From: Steve Harris <steve.harris@garlik.com>
Date: Mon, 25 Feb 2013 17:09:56 +0000
To: Dave Longley <dlongley@digitalbazaar.com>
Cc: public-linked-json@w3.org
Message-Id: <67E06B09-4AA7-4679-B716-6AFAA490307C@garlik.com>
On 2013-02-25, at 16:40, Dave Longley <dlongley@digitalbazaar.com> wrote:
> On 02/25/2013 11:21 AM, Steve Harris wrote:
>> On 2013-02-25, at 15:56, Dave Longley <dlongley@digitalbazaar.com> wrote:
>> 
>>> On 02/25/2013 10:34 AM, Steve Harris wrote:
>>>> On 2013-02-25, at 15:20, Dave Longley <dlongley@digitalbazaar.com> wrote:
>>>> 
>>>>> On 02/25/2013 07:27 AM, Steve Harris wrote:
>>>>>> [ TL;DR - stop messing ]
>>>>>> 
>>>>>> Some systems (specifically 4store and 5store that I'm aware of, but I expect others) use the fact that graph labels have to be URIs as a source of optimisation.
>>>>>> 
>>>>>> For example:
>>>>>> 
>>>>>> SELECT * WHERE {
>>>>>>    ?g dc:date ?d .
>>>>>>    GRAPH ?g { ?x a foaf:Person }
>>>>>> }
>>>>>> 
>>>>>> You can restrict your search to values for ?g to URIs under current RDF semantics.
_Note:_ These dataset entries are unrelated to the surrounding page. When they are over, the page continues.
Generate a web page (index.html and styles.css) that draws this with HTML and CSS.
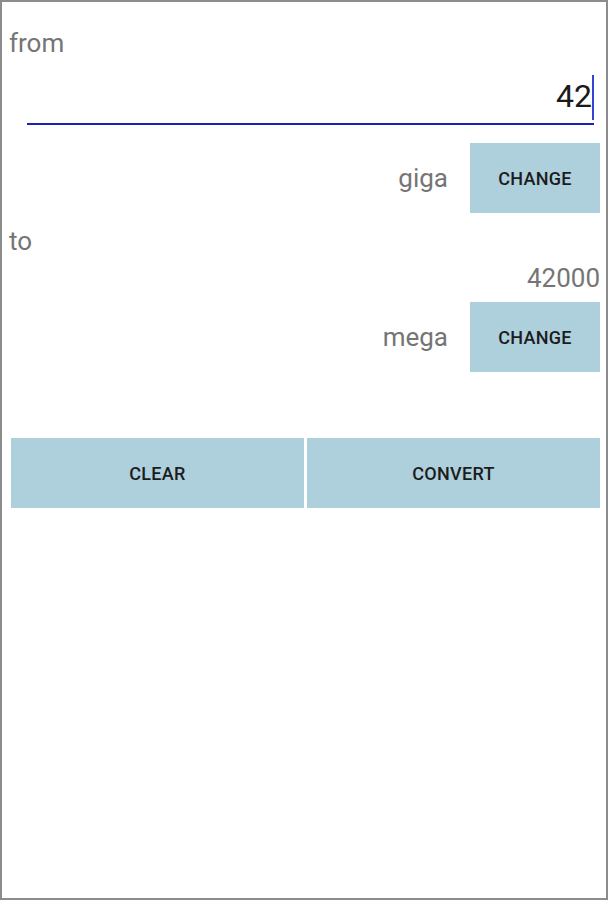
FILE: index.html
```html
<!DOCTYPE html>
<html>
<head>
  <meta charset="UTF-8">
  <meta name="viewport" content="width=device-width, initial-scale=1">
  <title>Unit converter</title>
  <link rel="stylesheet" href="styles.css">
</head>

<body>
  <div class="screen">
    <!-- source value -->
    <p class="label label-from">from</p>
    <div class="field">
      <span class="value">42</span>
    </div>
    <div class="unit-row unit-row-from">
      <span class="unit">giga</span>
      <button class="btn btn-change">CHANGE</button>
    </div>

    <!-- target value -->
    <p class="label label-to">to</p>
    <p class="result">42000</p>
    <div class="unit-row unit-row-to">
      <span class="unit">mega</span>
      <button class="btn btn-change">CHANGE</button>
    </div>

    <div class="actions">
      <button class="btn btn-action">CLEAR</button>
      <button class="btn btn-action">CONVERT</button>
    </div>
  </div>
</body>

</html>
```

FILE: styles.css
```css
html,
body {
  margin: 0;
  padding: 0;
  background: #fff;
}
body {
  font-family: Roboto, "Liberation Sans", sans-serif;
}
.screen {
  box-sizing: border-box;
  width: 608px;
  height: 900px;
  border: 2px solid #8c8c8c;
  padding: 0 6px 0 7px;
}
.label {
  margin: 0;
  font-size: 26px;
  line-height: 30px;
  color: #757575;
}
.label-from {
  margin-top: 26px;
}
.label-to {
  margin-top: 13px;
}
.field {
  margin: 19px 6px 0 18px;
  padding-bottom: 8px;
  border-bottom: 2px solid #1f22b0;
  text-align: right;
  font-size: 32px;
  line-height: 38px;
  color: #1a1a1a;
}
.value {
  padding: 2px 0 5px 0;
  border-right: 2px solid #3344d4;
}
.unit-row {
  display: flex;
  justify-content: flex-end;
  align-items: center;
  gap: 22px;
  height: 70px;
}
.unit-row-from {
  margin-top: 18px;
}
.unit-row-to {
  margin-top: 9px;
}
.unit {
  font-size: 26px;
  line-height: 30px;
  color: #757575;
}
.result {
  margin: 7px 0 0 0;
  text-align: right;
  font-size: 26px;
  line-height: 30px;
  color: #757575;
}
.btn {
  border: none;
  border-radius: 0;
  padding: 0;
  margin: 0;
  background: #aecfdc;
  color: #1c1c1c;
  font-family: Roboto, "Liberation Sans", sans-serif;
  font-size: 18px;
  font-weight: 500;
  letter-spacing: 0.3px;
  cursor: pointer;
}
.btn-change {
  width: 130px;
  height: 70px;
}
.actions {
  display: flex;
  gap: 3px;
  margin: 66px 0 0 2px;
}
.btn-action {
  flex: 1;
  height: 70px;
}
```
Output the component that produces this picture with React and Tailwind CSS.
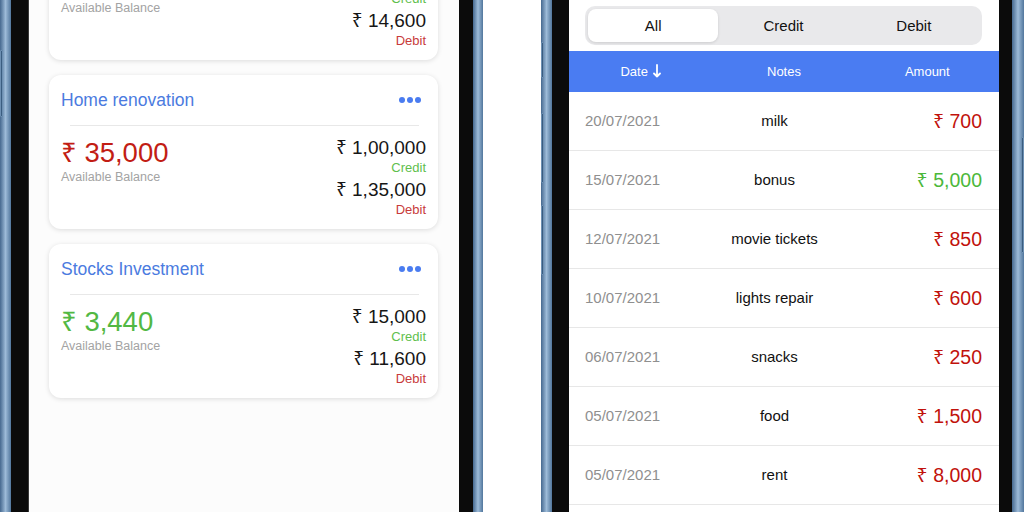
import React from 'react';

const accounts = [
  { title: 'Monthly Budget', balance: '5,400', positive: true, credit: '20,000', debit: '14,600' },
  { title: 'Home renovation', balance: '35,000', positive: false, credit: '1,00,000', debit: '1,35,000' },
  { title: 'Stocks Investment', balance: '3,440', positive: true, credit: '15,000', debit: '11,600' },
];

const transactions = [
  { date: '20/07/2021', note: 'milk', amount: '700', credit: false },
  { date: '15/07/2021', note: 'bonus', amount: '5,000', credit: true },
  { date: '12/07/2021', note: 'movie tickets', amount: '850', credit: false },
  { date: '10/07/2021', note: 'lights repair', amount: '600', credit: false },
  { date: '06/07/2021', note: 'snacks', amount: '250', credit: false },
  { date: '05/07/2021', note: 'food', amount: '1,500', credit: false },
  { date: '05/07/2021', note: 'rent', amount: '8,000', credit: false },
  { date: '01/07/2021', note: 'salary', amount: '40,000', credit: true },
];

// steel-blue phone edge, buttons drawn as darker marks on it
const Edge = ({ width, buttons = [], side = 'left' }) => (
  <div className={`relative shrink-0 h-full ${width} bg-gradient-to-r from-[#46698f] via-[#9dbbd8] to-[#52779d]`}>
    {buttons.map((b, i) => (
      <div
        key={i}
        className={`absolute w-[3px] rounded-[1px] bg-[#3b5d80] border border-[#6d90b3] ${side === 'left' ? 'left-0' : 'right-0'}`}
        style={{ top: b[0], height: b[1] - b[0] }}
      />
    ))}
  </div>
);

const Dots = () => (
  <div className="flex gap-[2px] mr-[5px]">
    <span className="w-[6px] h-[6px] rounded-full bg-[#4a7cf0]" />
    <span className="w-[6px] h-[6px] rounded-full bg-[#4a7cf0]" />
    <span className="w-[6px] h-[6px] rounded-full bg-[#4a7cf0]" />
  </div>
);

const AccountCard = ({ title, balance, positive, credit, debit }) => (
  <div className="bg-white rounded-[12px] shadow-[0_1px_5px_rgba(0,0,0,0.13)] pt-[14px] pb-[11px] px-[12px]">
    <div className="flex items-center justify-between h-[22px]">
      <span className="text-[17.5px] text-[#4b7be0]">{title}</span>
      <Dots />
    </div>
    <div className="mt-[14px] ml-[9px] mr-[7px] h-px bg-[#e8e8e8]" />
    <div className="flex justify-between items-start">
      <div className="mt-[11px]">
        <div className={`text-[27.5px] leading-[32px] ${positive ? 'text-[#52b843]' : 'text-[#c21d14]'}`}>₹ {balance}</div>
        <div className="text-[12.5px] leading-[16px] text-[#a3a3a3]">Available Balance</div>
      </div>
      <div className="mt-[10px] text-right">
        <div className="text-[19px] leading-[24px] text-[#161616]">₹ {credit}</div>
        <div className="text-[13px] leading-[16px] text-[#5fc04d]">Credit</div>
        <div className="mt-[2px] text-[19px] leading-[24px] text-[#161616]">₹ {debit}</div>
        <div className="text-[13px] leading-[16px] text-[#c83b3b]">Debit</div>
      </div>
    </div>
  </div>
);

const SortArrow = () => (
  <svg width="8" height="14" viewBox="0 0 8 14" className="inline-block ml-[5px] -mt-[2px]">
    <path d="M4 1v11.5M1 9.5l3 3 3-3" fill="none" stroke="white" strokeWidth="1.8" strokeLinecap="round" strokeLinejoin="round" />
  </svg>
);

export default function App() {
  return (
    <div className="w-[1024px] h-[512px] overflow-hidden bg-white flex font-['Liberation_Sans','Noto_Sans','DejaVu_Sans',sans-serif]">
      {/* left phone: accounts */}
      <div className="flex h-full shrink-0">
        <Edge width="w-[11px]" buttons={[[50, 117]]} />
        <div className="w-[17px] bg-[#0b0b0b]" />
        <div className="w-px bg-[#3a3a3a]" />
        <div className="w-[430px] bg-[#fcfcfc] overflow-hidden">
          <div className="flex flex-col gap-[15px] px-[20px] pr-[21px] -mt-[94px]">
            {accounts.map((a) => (
              <AccountCard key={a.title} {...a} />
            ))}
          </div>
        </div>
        <div className="w-[14px] bg-[#0b0b0b]" />
        <Edge width="w-[10px]" />
      </div>

      <div className="w-[58px] shrink-0" />

      {/* right phone: transactions */}
      <div className="flex h-full shrink-0">
        <Edge width="w-[11px]" buttons={[[42, 78], [113, 183], [205, 275]]} />
        <div className="w-[17px] bg-[#0b0b0b]" />
        <div className="w-[430px] bg-white overflow-hidden flex flex-col">
          <div className="shrink-0 mt-[6px] ml-[16px] mr-[17px] h-[39px] rounded-[10px] bg-[#e9e9eb] p-[3px] grid grid-cols-3 text-[15px] text-[#111]">
            <div className="rounded-[8px] bg-white shadow-[0_1px_3px_rgba(0,0,0,0.12)] flex items-center justify-center pt-[2px]">All</div>
            <div className="flex items-center justify-center pt-[2px]">Credit</div>
            <div className="flex items-center justify-center pt-[2px]">Debit</div>
          </div>
          <div className="mt-[6px] h-[41px] shrink-0 bg-[#4a7cf2] grid grid-cols-3 items-center text-center text-white text-[13px]">
            <div className="flex items-center justify-center">
              Date
              <SortArrow />
            </div>
            <div>Notes</div>
            <div>Amount</div>
          </div>
          {transactions.map((t, i) => (
            <div
              key={i}
              className="h-[59px] shrink-0 border-b border-[#e7e7e7] grid grid-cols-[120px_1fr_138px] items-center pl-[16px] pr-[17px]"
            >
              <div className="text-[15px] text-[#8f8f8f]">{t.date}</div>
              <div className="text-[15px] text-[#111] text-center">{t.note}</div>
              <div className={`text-[19.5px] text-right pt-[2px] ${t.credit ? 'text-[#4cb83a]' : 'text-[#c1120c]'}`}>₹ {t.amount}</div>
            </div>
          ))}
        </div>
        <div className="w-[13px] bg-[#0b0b0b]" />
        <Edge width="w-[12px]" buttons={[[137, 253]]} side="right" />
      </div>
    </div>
  );
}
Often you would want to bind dc:date first - e.g. if dc:date predicates with URI subjects in the "default graph" were rarer than graphs containing foaf:Person-s.
>>>>>> 
>>>>>> Specifically 5store has no index space for quads where the graph label isn't a URI - this again is an optimisation (but 4store doesn't do that). Changing that would involve a significant amount of effort, and is not something we would commit to for a feature that would be of no benefit. SPARQL explicitly states that graph labels must be URIs, so this is legit.
>>>>>> 
>>>>>> Also, it's highly subjective whether having bNodes as graph identifiers is a "good thing", I have evidence from 3store that it's not, users found it generally weird (this was in the days before graph-spanning bNodes were common, perhaps that's a factor?), and didn't like the fact there there were graphs without stable identifiers. You *can* preserve bNode labels between (de)serialisations, but not many systems do, and you're not required to.
>>>>>> 
>>>>>> However, neither of those really the issue - I think people in the community should recognise that RDF is now a deployed system with many implementations. I believe it does serious harm to RDFs image as a "real" technology if we go about making deep changes like this for no particularly good reason.
>>>>>> 
>>>>>> We should have moved way beyond the time where RDF is an "emerging tech" only suitable for early-stage startups and academics. Lets start to act like we believe that.
>>>>>> 
>>>>>> </rant>
>>>>> Would these systems need to change if a new "special" kind of URI is used that takes on, in effect, the same attributes and meaning as a blank node identifier? From what I can tell, there are two workable proposals for generating identifiers for graphs on the table here:
>>>> No, that would be just a URI as far as I can tell. I was specifically responding to the idea of changing the definition of SPARQL Datasets.
>>> So your current system, if queried for <tag:w3.org,2013:dsid:1>, would behave in exactly the same way now as it would if it were modified to work with blank node identifiers in the graph position... and then instead queried for _:b1? It seems to
>> I don't think I understand the question.
>> 
>> SPARQL has no syntax for querying for _:b1 - the bNode label syntax is SPARQL is used for non-projecting variables.
>> 
>> Blank node identifiers are a syntax issue only.
>> 
>>> me that blank node identifiers or "blank node-like identifiers" cannot be simply treated as opaque values and queried as if stable ... graphs would be improperly merged and you would have incorrect matches in your indexes (a deoptimization at best). This is not the case? If it is, then those special URIs must be treated in a similar fashion ... not just like any old URI. The special document-local attributes and behavior of blank node identifiers must bleed into the URI space. Is this all pushed somehow to the query language, and even so, aren't your indexes still polluted?
>> I'm expecting that those possible magic URIs would only be generated by, and special for JSON-LD parsers, and we don't intend to use JSON-LD.
>> 
>> If they were somehow encountered in Turtle (for e.g.) then as far as I can see, they can be treated just as URIs. c.f. Skolem URIs.
> 
> This is what I'm getting at. They are not just "URIs"; they are not simply Skolem URIs. They look like Skolem URIs but have the semantics of blank node identifiers... they are rewritable and document-local. They do not provide a unique name in the global context.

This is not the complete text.